Es handelt sich im Einzelnen um folgende Anforderungen:

  • Dass der Kreditschuldner arbeitslos wird oder, wenn er als Geschäftsmann einen erheblichen Einkommensverlust oder einen erheblichen Umsatzrückgang erleidet.
  • Dass das Gesamteinkommen der Familie in dem Monat vor dem Antrag auf Erteilung eines Zahlungsaufschubs ein Vielfaches des Index für öffentliches Einkommen, der im Gesetzestext unter Berücksichtigung der familiären Umstände festgelegt wurde, nicht übersteigt.
  • Dass die Kreditzahlung, zuzüglich der Nebenkosten und Grundversorgungskosten, größer oder gleich 35 % des Nettoeinkommens aller Mitglieder der Familie ist.
  • Dass die Familie infolge der Gesundheitskrise eine erhebliche Veränderung ihrer wirtschaftlichen Situation erlitten hat, was die Bemühungen um den Zugang zu Wohnraum betrifft

Schuldner, die sich in dieser Situation befinden, können beim Gläubiger ein Zahlungsaufschub beantragen Der Antrag kann bis fünfzehn Tage nach Ablauf der Gültigkeit KGD 8/2020 (d.h. bis zum 3. Mai 2020, sofern das KGD 8/2020 nicht verlängert wird).

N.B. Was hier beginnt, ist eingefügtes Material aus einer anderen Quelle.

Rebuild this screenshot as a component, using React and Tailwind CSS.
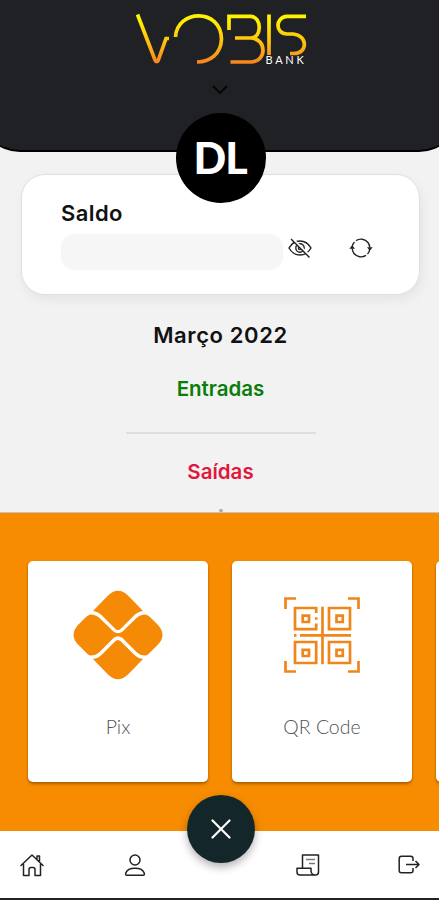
const Logo = () => (
  <div className="relative h-[66px] w-[180px]">
    <svg width="180" height="66" viewBox="130 0 180 66" fill="none" strokeWidth="3.7" stroke="url(#vobisGold)">
      <defs>
        <linearGradient id="vobisGold" gradientUnits="userSpaceOnUse" x1="0" y1="14" x2="0" y2="64">
          <stop offset="0.1" stopColor="#fff200" />
          <stop offset="0.55" stopColor="#ffc20e" />
          <stop offset="1" stopColor="#f58220" />
        </linearGradient>
      </defs>
      <path d="M137.500 14.500 L155.200 60.500 Q156.700 63 158.200 60.500 L166 38.500 H169" />
      <path d="M175.500 37 C177 9 221 8 221.500 39 C221 54 210 62 197 62" />
      <path d="M229 30 V16.400 H251 C262 17 262 38 251 38 H235 M251 38 C267 39 267 61.500 251 62 H230.500" />
      <path d="M269 14.500 V55" />
      <path d="M306 16.400 H287 C275 17 275 34 287 34 H293 C308 35 308 53.500 294 53.500 H290" />
    </svg>
    <span className="absolute top-[53px] left-[136px] font-['Lato',sans-serif] text-[11px] leading-[14px] font-normal tracking-[2.7px] text-white">BANK</span>
  </div>
);

const EyeOffIcon = () => (
  <svg width="24" height="20" viewBox="0 0 24 20" fill="none" stroke="#222" strokeWidth="1.4">
    <path d="M1 10 Q5 3 12 3 Q19 3 23 10 Q19 17 12 17 Q5 17 1 10Z" />
    <circle cx="12" cy="10" r="4.2" />
    <circle cx="12" cy="10" r="1.600" />
    <path d="M4 0.500 L22 18.500" stroke="#fff" strokeWidth="2.500" />
    <path d="M3 1 L21.500 19.500" />
  </svg>
);

const RefreshIcon = () => (
  <svg width="24" height="20" viewBox="0 0 24 20" fill="none" stroke="#222" strokeWidth="1.4">
    <path d="M3.200 9 C3.500 6.500 4.500 5 5.500 4 M7 2.600 C11 0.200 16 0.800 19 4.500 C20 6 20.700 7.500 20.800 9.500 M20.800 11 C20.500 13.500 19.500 15 18.500 16 M17 17.400 C13 19.800 8 19.200 5 15.500 C4 14 3.300 12.500 3.200 10.500" />
    <path d="M0.300 10.800 L3.200 7.200 L6 10.800Z M18 9.200 L20.800 12.800 L23.700 9.200Z" fill="#222" stroke="none" />
  </svg>
);

const PixIcon = () => (
  <svg width="90" height="90" viewBox="0 0 90 90" fill="#f58a07">
    <path d="M20 21 L34.500 6 Q45 -4.500 55.500 6 L70 21 Q65 21.500 61 25.500 L48 38.500 Q45 41.500 42 38.500 L29 25.500 Q25 21.500 20 21Z" />
    <path d="M20 69 L34.500 84 Q45 94.500 55.500 84 L70 69 Q65 68.500 61 64.500 L48 51.500 Q45 48.500 42 51.500 L29 64.500 Q25 68.500 20 69Z" />
    <path d="M17.500 24.500 Q23 24.500 26.500 28 L40.500 41.500 Q45 45 49.500 41.500 L63.500 28 Q67 24.500 72.500 24.500 Q75 25 77 27 L85 35 Q94 45 85 54.500 L77 62.500 Q75 65 72.500 65.500 Q67 65.500 63.500 62 L49.500 48 Q45 44.500 40.500 48 L26.500 62 Q23 65.500 17.500 65.500 Q15 65 13 62.500 L5 54.500 Q-4 45 5 35 L13 27 Q15 25 17.500 24.500Z" />
  </svg>
);

const QrIcon = () => (
  <svg width="76" height="76" viewBox="0 0 76 76" fill="none" stroke="#f0861a" strokeWidth="2.7">
    <path d="M1.500 12 V1.500 H12 M64 1.500 H74.500 V12 M74.500 64 V74.500 H64 M12 74.500 H1.500 V64" />
    <path d="M32.200 16 V11 H11 V32.200 H32.200 V26.500" />
    <path d="M45 11 H66 V32.200 H45Z M11 45 H32.200 V66 H11Z M45 45 H66 V66 H45Z" />
    <path d="M18.700 18.700 H25 V25 H18.700Z M52.500 18.700 H58.800 V25 H52.500Z M18.700 52.800 H25 V59 H18.700Z M52.500 52.800 H58.800 V59 H52.500Z" />
    <path d="M38.500 9.700 V67.300 M16 38.400 H67 M10 38.400 H12.500 M31 21.500 H33.500" />
  </svg>
);

const HomeIcon = () => (
  <svg width="24" height="24" viewBox="0 0 24 24" fill="none" stroke="#222" strokeWidth="1.5" strokeLinejoin="round" strokeLinecap="round">
    <path d="M1 12.500 L12 2 L23 12.500 M3.500 11 V22.500 H9 V16.500 Q9 14.500 11 14.500 H13 Q15 14.500 15 16.500 V22.500 H20.500 V11 M17 6 V3 H19.500 V8.500" />
  </svg>
);

const PersonIcon = () => (
  <svg width="22" height="24" viewBox="0 0 22 24" fill="none" stroke="#222" strokeWidth="1.5">
    <circle cx="11" cy="7" r="5" />
    <path d="M3 22.300 H19 Q21 22.300 20.200 20 C18 13.500 4 13.500 1.800 20 Q1 22.300 3 22.300Z" />
  </svg>
);

const ReceiptIcon = () => (
  <svg width="24" height="22" viewBox="0 0 24 22" fill="none" stroke="#222" strokeWidth="1.5" strokeLinejoin="round">
    <path d="M6.500 14 V1 H22.500 V18 Q22.500 21 19.500 21 H4 Q1 21 1 18 V14.300 H15 V17 Q15.500 20.800 19 21" />
    <path d="M10 5.500 H19 M13 9.500 H19" stroke="#777" />
  </svg>
);

const ExitIcon = () => (
  <svg width="23" height="20" viewBox="0 0 23 20" fill="none" stroke="#222" strokeWidth="1.5" strokeLinejoin="round">
    <path d="M15 6 V3.500 Q15 1.200 12.700 1.200 H3.500 Q1.200 1.200 1.200 3.500 V15.500 Q1.200 17.800 3.500 17.800 H12.700 Q15 17.800 15 15.500 V13" />
    <path d="M8 9.500 H21 M17.500 6 L21 9.500 L17.500 13" />
  </svg>
);

const ServiceCard = ({ label, children }) => (
  <div className="flex h-[221px] w-[180px] shrink-0 flex-col items-center rounded-[5px] bg-white shadow-[0_2px_3px_rgba(90,50,0,0.5)]">
    <div className="flex h-[147px] items-center justify-center">{children}</div>
    <p className="mt-[7px] font-['Lato',sans-serif] text-[19.5px] leading-6 font-light text-[#555]">{label}</p>
  </div>
);

export default function App() {
  return (
    <div className="flex h-[900px] w-full flex-col overflow-hidden bg-[#f2f2f2] font-['Inter','Open_Sans',sans-serif] text-[#111]">
      <header className="-mx-5 flex h-[152px] shrink-0 flex-col items-center rounded-b-[40px] border-b-2 border-black bg-[#202125]">
        <Logo />
        <svg className="mt-[19px]" width="16" height="10" viewBox="0 0 16 10" fill="none" stroke="#050505" strokeWidth="1.8">
          <path d="M1 1 L8 8 L15 1" />
        </svg>
      </header>

      {/* Avatar */}
      <div className="z-10 -mt-[39px] ml-[176px] flex h-[90px] w-[90px] shrink-0 items-center justify-center rounded-full bg-black">
        <span className="-mt-[2px] -ml-[2px] font-['Lato',sans-serif] text-[43px] leading-none font-black tracking-[-1px] text-white">DL</span>
      </div>

      {/* Balance */}
      <section className="mr-[19px] -mt-[29px] ml-[21px] h-[121px] shrink-0 rounded-[24px] border border-[#dfe1e1] bg-white pt-[24px] pl-[39px] shadow-[2px_5px_12px_rgba(0,0,0,0.06)]">
        <h2 className="text-[22px] leading-7 font-semibold tracking-[0.4px]">Saldo</h2>
        <div className="mt-[7px] flex items-center">
          <div className="h-9 w-[222px] rounded-[13px] bg-[#f6f6f6]" />
          <div className="mb-[8px] ml-[5px]"><EyeOffIcon /></div>
          <div className="mb-[8px] ml-[37px]"><RefreshIcon /></div>
        </div>
      </section>

      {/* Monthly summary */}
      <section className="flex h-[217px] shrink-0 flex-col items-center pt-[26px] pl-[2px] text-center">
        <h3 className="text-[22px] leading-7 font-semibold tracking-[0.6px]">Março 2022</h3>
        <p className="mt-[26px] text-[20.5px] leading-7 font-semibold text-[#0b7d0b]">Entradas</p>
        <hr className="mt-[29px] w-[190px] border-t-2 border-[#dedede]" />
        <p className="mt-[24px] text-[20.5px] leading-7 font-semibold text-[#e3173c]">Saídas</p>
        <span className="mt-[23px] h-[3px] w-1 rounded-full bg-[#aaa]" />
      </section>

      <section className="h-[319px] shrink-0 overflow-hidden border-t border-[#c9c2b8] bg-[#f78c00] pt-[48px] pl-[28px]">
        <div className="flex gap-6">
          <ServiceCard label="Pix"><PixIcon /></ServiceCard>
          <ServiceCard label="QR Code"><QrIcon /></ServiceCard>
          <ServiceCard label="" />
        </div>
      </section>

      <nav className="relative flex h-[69px] shrink-0 items-center justify-between border-b-2 border-[#222] bg-white pr-[18px] pl-5">
        <HomeIcon />
        <div className="ml-[50px]"><PersonIcon /></div>
        <div className="ml-[121px]"><ReceiptIcon /></div>
        <div className="ml-[48px]"><ExitIcon /></div>
        <button className="absolute -top-[36px] left-[187px] flex h-[68px] w-[68px] items-center justify-center rounded-full bg-[#13272a] shadow-[0_4px_8px_rgba(0,0,0,0.3)]">
          <svg width="20" height="20" viewBox="0 0 20 20" fill="none" stroke="#fff" strokeWidth="2.2" strokeLinecap="round">
            <path d="M1.500 1.500 L18.500 18.500 M18.500 1.500 L1.500 18.500" />
          </svg>
        </button>
      </nav>
    </div>
  );
}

Der Antrag führt zur Aussetzung der Hypothekarschuld während des festgelegten Zeitraums und zur Nichtanwendung der Vorfälligkeitsklausel.

Während des Moratoriums kann die Gläubigereinheit weder die Zahlung der Hypothekengebühr verlangen, noch werden ihr zusätzliche Zinsen irgendwelcher Art auferlegt.